For displaying pairs more adjustment are needed to avoid overlaps of the labels.

allOverlap.pI.compare.dodge <- allOverlap.pI.compare %>% 
mutate(Reported = ifelse(Pair == "Quality-Task", Reported - 0.025, Reported)) %>% 
mutate(Observed = ifelse(Pair == "Quality-Task", Observed - 0.03, Observed)) %>% 
mutate(Reported = ifelse(Pair == "Task-Belief", Reported + 0.025, Reported)) %>%
mutate(Observed = ifelse(Pair == "Goal-Quality", Observed + 0.015, Observed)) %>% 
mutate(Reported = ifelse(Pair == "Objective-Assertion", Reported + 0.02, Reported))

8 Intuitiveness Responses

With the evidence at hand that intuitiveness does not seem to correlate with classification behavior, (i.e. participants may find a concept intuitive without being able to recognise its instances and vice versa), we explore if there are differences between the languages on the intuitiveness measure per se.

8.1 Descriptives

8.1.1 Bar-plot for the responses

8.1.2 Alternate Visualization

8.2 Statistical Test

There is substantial debate with regards to what kind of statistical analysis likert-type scales afford. We here take the conservative route and use Wilcoxon rank sum test (otherwise Mann-Whitney test) testing the the null hypothesis “that the distributions of the [two sets of responses] differ by a location shift of mu and the alternative is that they differ by some other location shift”; in our case we leave mu to its default \(mu=0\).

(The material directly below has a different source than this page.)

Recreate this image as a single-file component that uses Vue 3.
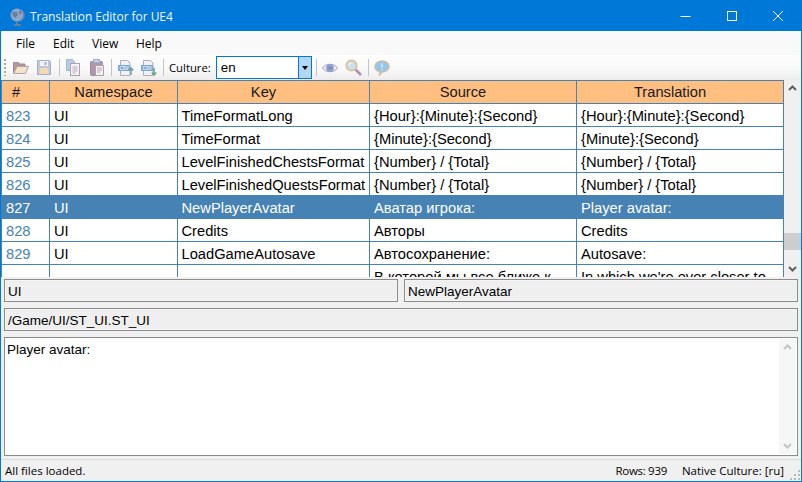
<script setup>
const rows = [
  { n: 823, ns: 'UI', key: 'TimeFormatLong', src: '{Hour}:{Minute}:{Second}', tr: '{Hour}:{Minute}:{Second}' },
  { n: 824, ns: 'UI', key: 'TimeFormat', src: '{Minute}:{Second}', tr: '{Minute}:{Second}' },
  { n: 825, ns: 'UI', key: 'LevelFinishedChestsFormat', src: '{Number} / {Total}', tr: '{Number} / {Total}' },
  { n: 826, ns: 'UI', key: 'LevelFinishedQuestsFormat', src: '{Number} / {Total}', tr: '{Number} / {Total}' },
  { n: 827, ns: 'UI', key: 'NewPlayerAvatar', src: 'Аватар игрока:', tr: 'Player avatar:', selected: true },
  { n: 828, ns: 'UI', key: 'Credits', src: 'Авторы', tr: 'Credits' },
  { n: 829, ns: 'UI', key: 'LoadGameAutosave', src: 'Автосохранение:', tr: 'Autosave:' },
]
const menus = ['File', 'Edit', 'View', 'Help']
</script>

<template>
  <div class="window">
    <header class="titlebar">
      <svg class="globe" width="18" height="20" viewBox="0 0 18 20">
        <circle cx="8" cy="8" r="6.5" fill="#8fa6c8" />
        <path d="M3 5h5l1 3-3 3-2-2zM10 3l3 2-1 3-2-2z" fill="#6c7fa3" />
        <path d="M13 3a7.5 7.5 0 0 1-1 11.500" fill="none" stroke="#7d8694" stroke-width="1" />
        <path d="M8 15v2M5 18h7" stroke="#7d8694" stroke-width="1.500" fill="none" />
      </svg>
      <span class="title">Translation Editor for UE4</span>
      <div class="controls">
        <svg width="46" height="30" viewBox="0 0 46 30"><path d="M17.500 15.500h10" stroke="#fff" /></svg>
        <svg width="46" height="30" viewBox="0 0 46 30"><rect x="18.500" y="10.500" width="9" height="9" fill="none" stroke="#fff" /></svg>
        <svg width="46" height="30" viewBox="0 0 46 30"><path d="M18 10l10 10M28 10l-10 10" stroke="#fff" /></svg>
      </div>
    </header>

    <nav class="menubar">
      <span v-for="m in menus" :key="m" class="menu">{{ m }}</span>
    </nav>

    <div class="toolbar">
      <i class="grip"></i>
      <svg class="ic ic-open" width="16" height="13" viewBox="0 0 16 13">
        <path d="M.5 1.500h5l1 1.500h5.500v2H4.500L.5 11.500z" fill="#b59aa0" stroke="#a48a92" />
        <path d="M4 5.500h11.500l-3 7H.8z" fill="#f3e3cb" stroke="#ba9fa3" />
      </svg>
      <svg class="ic ic-save" width="14" height="15" viewBox="0 0 14 15">
        <path d="M.5.500h12l1 1v13H.5z" fill="#bcc8de" stroke="#a5aecb" />
        <rect x="3" y="1" width="8" height="5" fill="#f2f3f7" />
        <rect x="7.500" y="2" width="2" height="3" fill="#a5aecb" />
        <rect x="2.500" y="8" width="9" height="6" fill="#f5d9b3" />
      </svg>
      <i class="sep sep1"></i>
      <svg class="ic ic-copy" width="14" height="17" viewBox="0 0 14 17">
        <path d="M.5.500h6l2 2v9H.5z" fill="#b6cde6" stroke="#9fb8d4" />
        <rect x="4.500" y="4.500" width="9" height="12" fill="#f6f3f6" stroke="#ae9fb2" />
        <path d="M6.500 8h5M6.500 10h5M6.500 12h5M6.500 14h3" stroke="#b7a8bc" />
      </svg>
      <svg class="ic ic-paste" width="14" height="17" viewBox="0 0 14 17">
        <rect x=".5" y="2.500" width="12" height="14" rx="1" fill="#b097a8" stroke="#a08aa0" />
        <rect x="3.500" y=".5" width="6" height="3" fill="#bcd0e6" stroke="#9fb0c8" />
        <path d="M5.500 6.500h8v10h-8z" fill="#f4efee" stroke="#ae9fb2" />
        <path d="M7 9h5M7 11h5M7 13h3" stroke="#b7a8bc" />
      </svg>
      <i class="sep sep2"></i>
      <svg class="ic ic-csv1" width="16" height="16" viewBox="0 0 16 16">
        <path d="M2.500.5h7l2.500 2.500v12.500h-9.500z" fill="#f1f1f6" stroke="#b0abc2" />
        <rect x="0" y="5" width="12" height="6" fill="#7fa6d2" />
        <text class="csv" x="1.500" y="10">CSV</text>
        <path d="M13 15V8M10.800 10.500L13 8l2.200 2.500" stroke="#6aa3a8" fill="none" stroke-width="1.600" />
      </svg>
      <svg class="ic ic-csv2" width="16" height="16" viewBox="0 0 16 16">
        <path d="M2.500.5h7l2.500 2.500v12.500h-9.500z" fill="#f1f1f6" stroke="#b0abc2" />
        <rect x="0" y="5" width="12" height="6" fill="#7fa6d2" />
        <text class="csv" x="1.500" y="10">CSV</text>
        <path d="M13 8v7M10.800 12.500L13 15l2.200-2.500" stroke="#69a98a" fill="none" stroke-width="1.600" />
      </svg>
      <i class="sep sep3"></i>
      <span class="culture">Culture:</span>
      <div class="combo">
        <span class="combo-val">en</span>
        <span class="combo-btn"><b></b></span>
      </div>
      <i class="sep sep4"></i>
      <svg class="ic ic-eye" width="16" height="12" viewBox="0 0 16 12">
        <path d="M.5 6C3 1 13 1 15.500 6 13 11 3 11 .5 6z" fill="#f0e9ef" stroke="#b7a0bb" />
        <circle cx="8" cy="6" r="3.900" fill="#86a5d4" />
        <circle cx="8" cy="6" r="1.700" fill="#9a7fa6" />
      </svg>
      <svg class="ic ic-search" width="17" height="17" viewBox="0 0 17 17">
        <path d="M10 10l6 6" stroke="#a991bb" stroke-width="2.500" />
        <circle cx="6.500" cy="6.500" r="5.200" fill="#c6e0f5" stroke="#e3c193" stroke-width="1.800" />
        <path d="M4 6.500a2.500 2.500 0 0 1 2.500-2.500" stroke="#fff" fill="none" />
      </svg>
      <i class="sep sep5"></i>
      <svg class="ic ic-bubble" width="16" height="16" viewBox="0 0 16 16">
        <path d="M8 .8c4 0 7.200 2.400 7.200 5.700S12 12.200 8 12.200L5.500 15.400v-3.600C3 11.200.8 9.400.8 6.500.8 3.200 4 .8 8 .8z" fill="#94c6ec" stroke="#dcc09c" stroke-width="1.300" />
        <path d="M8 3.500v4M8 9v1" stroke="#e6f0f8" stroke-width="1.300" />
      </svg>
    </div>

    <section class="grid-wrap">
      <div class="grid">
        <div class="row head">
          <div class="cell c-n">#</div>
          <div class="cell c-ns">Namespace</div>
          <div class="cell c-k">Key</div>
          <div class="cell c-s">Source</div>
          <div class="cell c-t">Translation</div>
        </div>
        <div v-for="r in rows" :key="r.n" class="row" :class="{ selected: r.selected }">
          <div class="cell c-n num">{{ r.n }}</div>
          <div class="cell c-ns">{{ r.ns }}</div>
          <div class="cell c-k">{{ r.key }}</div>
          <div class="cell c-s">{{ r.src }}</div>
          <div class="cell c-t">{{ r.tr }}</div>
        </div>
        <div class="row tall">
          <div class="cell c-n"></div>
          <div class="cell c-ns"></div>
          <div class="cell c-k"></div>
          <div class="cell c-s">В которой мы все ближе к</div>
          <div class="cell c-t">In which we're ever closer to</div>
        </div>
      </div>
      <div class="vscroll">
        <svg width="17" height="17" viewBox="0 0 17 17"><path d="M5 10l3.500-3.500L12 10" fill="none" stroke="#606060" stroke-width="2" /></svg>
        <div class="track"><div class="thumb"></div></div>
        <svg width="17" height="17" viewBox="0 0 17 17"><path d="M5 7l3.500 3.500L12 7" fill="none" stroke="#606060" stroke-width="2" /></svg>
      </div>
    </section>

    <section class="details">
      <div class="field-row">
        <div class="field">UI</div>
        <div class="field">NewPlayerAvatar</div>
      </div>
      <div class="field">/Game/UI/ST_UI.ST_UI</div>
      <div class="textbox">
        <div class="text">Player avatar:</div>
        <div class="tb-scroll">
          <svg width="17" height="17" viewBox="0 0 17 17"><path d="M5 10l3.500-3.500L12 10" fill="none" stroke="#c4c4c4" stroke-width="2" /></svg>
          <svg width="17" height="17" viewBox="0 0 17 17"><path d="M5 7l3.500 3.500L12 7" fill="none" stroke="#c4c4c4" stroke-width="2" /></svg>
        </div>
      </div>
    </section>

    <footer class="statusbar">
      <span class="st-msg">All files loaded.</span>
      <span class="st-rows">Rows: 939</span>
      <span class="st-native">Native Culture: [ru]</span>
      <svg class="sizegrip" width="12" height="12" viewBox="0 0 12 12">
        <path d="M9 1h2v2H9zM5 5h2v2H5zM9 5h2v2H9zM1 9h2v2H1zM5 9h2v2H5zM9 9h2v2H9z" fill="#b8b8b8" />
      </svg>
    </footer>
  </div>
</template>

<style>
html, body { margin: 0; padding: 0; background: #f0f0f0; }
</style>

<style scoped>
.window {
  width: 802px;
  height: 482px;
  box-sizing: border-box;
  border: 1px solid #0078d7;
  background: #f0f0f0;
  display: flex;
  flex-direction: column;
  overflow: hidden;
  font-family: "Liberation Sans", Arial, sans-serif;
  color: #000;
}
.titlebar {
  height: 30px;
  flex: none;
  background: #0078d7;
  display: flex;
  align-items: center;
  padding-left: 8px;
  color: #fff;
  font: 12px "Open Sans", "Noto Sans", sans-serif;
}
.globe { margin-right: 3px; margin-top: 1px; }
.title { opacity: .95; letter-spacing: -.05px; }
.controls { margin-left: auto; display: flex; }
.menubar {
  height: 24px;
  flex: none;
  background: #f9f9f9;
  display: flex;
  align-items: center;
  padding-left: 15px;
  font: 12px "Open Sans", "Noto Sans", sans-serif;
}
.menu:nth-child(1) { width: 37px; }
.menu:nth-child(2) { width: 39px; }
.menu:nth-child(3) { width: 44px; }
.toolbar {
  height: 25px;
  flex: none;
  background: linear-gradient(#fefefe, #f8f8f8 60%, #ececec);
  display: flex;
  align-items: center;
}
.grip {
  width: 2px;
  height: 17px;
  margin-left: 3px;
  background: repeating-linear-gradient(#a8a8a8 0 2px, transparent 2px 4px);
}
.ic { flex: none; display: block; }
.csv { font: bold 4.500px "Liberation Sans", Arial, sans-serif; fill: #eaf2fa; }
.ic-open { margin-left: 7px; }
.ic-save { margin-left: 8px; }
.sep { width: 1px; height: 17px; flex: none; background: #c4c4c4; }
.sep1 { margin-left: 8px; }
.ic-copy { margin-left: 6px; }
.ic-paste { margin-left: 10px; }
.sep2 { margin-left: 7px; }
.ic-csv1 { margin-left: 6px; }
.ic-csv2 { margin-left: 7px; }
.sep3 { margin-left: 6px; }
.culture {
  margin-left: 5px;
  font: 11.300px "Open Sans", "Noto Sans", sans-serif;
}
.combo {
  margin-left: 5px;
  width: 96px;
  height: 23px;
  box-sizing: border-box;
  border: 1px solid #0078d7;
  background: #fff;
  display: flex;
}
.combo-val {
  flex: 1;
  padding: 3px 0 0 4px;
  font: 13.330px "Liberation Sans", Arial, sans-serif;
}
.combo-btn {
  width: 12px;
  border-left: 1px solid #0078d7;
  background: #b3d7f3;
  display: flex;
  align-items: center;
  justify-content: center;
}
.combo-btn b {
  width: 0;
  height: 0;
  border: 3.500px solid transparent;
  border-top: 4px solid #000;
  border-bottom: 0;
}
.sep4 { margin-left: 4px; }
.ic-eye { margin-left: 5px; }
.ic-search { margin-left: 7px; margin-top: -1px; }
.sep5 { margin-left: 6px; }
.ic-bubble { margin-left: 5px; }

.grid-wrap {
  height: 197px;
  flex: none;
  display: flex;
  overflow: hidden;
  background: #fff;
}
.grid { width: 783px; flex: none; font-size: 14.700px; }
.row {
  display: flex;
  height: 23px;
  box-sizing: border-box;
  border-bottom: 1px solid #4682b4;
  background: #fff;
}
.row.head {
  border-top: 1px solid #4682b4;
  height: 24px;
  background: #ffbf80;
  color: #1a1a1a;
}
.cell {
  box-sizing: border-box;
  border-right: 1px solid #4682b4;
  padding: 3px 0 0 4px;
  white-space: nowrap;
  overflow: hidden;
  line-height: 18px;
}
.head .cell { text-align: center; padding: 2px 0 0; }
.head .c-n { text-align: left; padding-left: 10px; }
.head .c-k, .head .c-s, .head .c-t { padding-right: 20px; }
.c-n { width: 49px; border-left: 1px solid #4682b4; }
.c-ns { width: 128px; }
.c-k { width: 192px; padding-left: 3.500px; }
.c-s { width: 207px; }
.c-t { width: 207px; }
.num { color: #4682b4; }
.row.selected { background: #4682b4; }
.selected .cell { color: #fff; }
.row.tall { height: 46px; }
.vscroll {
  width: 17px;
  flex: none;
  background: #f0f0f0;
  display: flex;
  flex-direction: column;
  height: 197px;
}
.vscroll svg { display: block; flex: none; }
.track { flex: 1; padding-top: 136px; }
.thumb { height: 17px; background: #cdcdcd; }

.details {
  flex: 1;
  display: flex;
  flex-direction: column;
  gap: 6px;
  padding: 2px 3px 3px;
  box-sizing: border-box;
  min-height: 0;
}
.field-row { display: flex; gap: 6px; }
.field-row .field { flex: 1; }
.field {
  height: 23px;
  box-sizing: border-box;
  border: 1px solid #8c8c8c;
  background: #efefef;
  padding: 3px 2px 0 3px;
  font-size: 13.500px;
  line-height: 17px;
  white-space: nowrap;
  box-shadow: inset 0 0 0 1px #f4f4f4;
}
.textbox {
  flex: 1;
  min-height: 0;
  box-sizing: border-box;
  border: 1px solid #8c8c8c;
  background: #fff;
  display: flex;
  justify-content: space-between;
}
.text { padding: 3px 2px; font-size: 13.500px; line-height: 17px; }
.tb-scroll {
  width: 17px;
  margin: 1px;
  background: #f6f6f6;
  display: flex;
  flex-direction: column;
  justify-content: space-between;
}
.tb-scroll svg { display: block; }

.statusbar {
  height: 22px;
  flex: none;
  border-top: 1px solid #dcdcdc;
  box-sizing: border-box;
  display: flex;
  align-items: center;
  padding-left: 4px;
  font: 11.500px "Open Sans", "Noto Sans", sans-serif;
  position: relative;
}
.st-msg { margin-right: auto; }
.st-rows { letter-spacing: -.3px; }
.st-native { margin: 0 17px 0 15px; }
.sizegrip { position: absolute; right: 0; bottom: 0; }
</style>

intu %>% group_by(Language) %>% summarise(Mean = mean(Response),`St. Dev.` = sd(Response),n = n())
## # A tibble: 2 x 4
##   Language          Mean `St. Dev.`     n
##   <fct>            <dbl>      <dbl> <int>
## 1 Goal Models       3.86      0.951    80
## 2 Intention Models  3.21      1.14     84
wilcox.test(data = intu, Response ~ Language,paired = FALSE)
## 
##  Wilcoxon rank sum test with continuity correction
## 
## data:  Response by Language
## W = 4385.5, p-value = 0.0003249
## alternative hypothesis: true location shift is not equal to 0

9 Summary

  • Tests for deviation from uniform random reveal that participants answer consciously or randomly when thus is expected, respectively.
  • Measures of agreement produce signal that is again expected with regards to our intuition of the input languages: there is more agreement within reasonably distinct concepts and least agreement within pairs of synonyms.
  • Accuracy measures ofer insights for goal models which do not counter our intuition: the goal concept is recognized less frequently by participants.
  • The concept overlap maps based on the introduced overlap measure, allows to quickly identify to the favor of which other concept goals are not chosen tasks – and, less so, qualities as it turns out – in agreement with out intuition.
  • Per participant aggregation of accuracy allows meaningful analysis of the effect of expression set and version, the former showing up but in a non directly explainable fashion and the latter requiring more study.
  • Observed measures of overlap seem to match both expectation and self-reported measures (pending follow-up study to show that statistically)
  • Per-concept intuitiveness rating is not a predictor of accuracy with respect to the concept.
  • Per-concept intuitiveness rating may be used in aggregate for assessment of the overall conceptualization.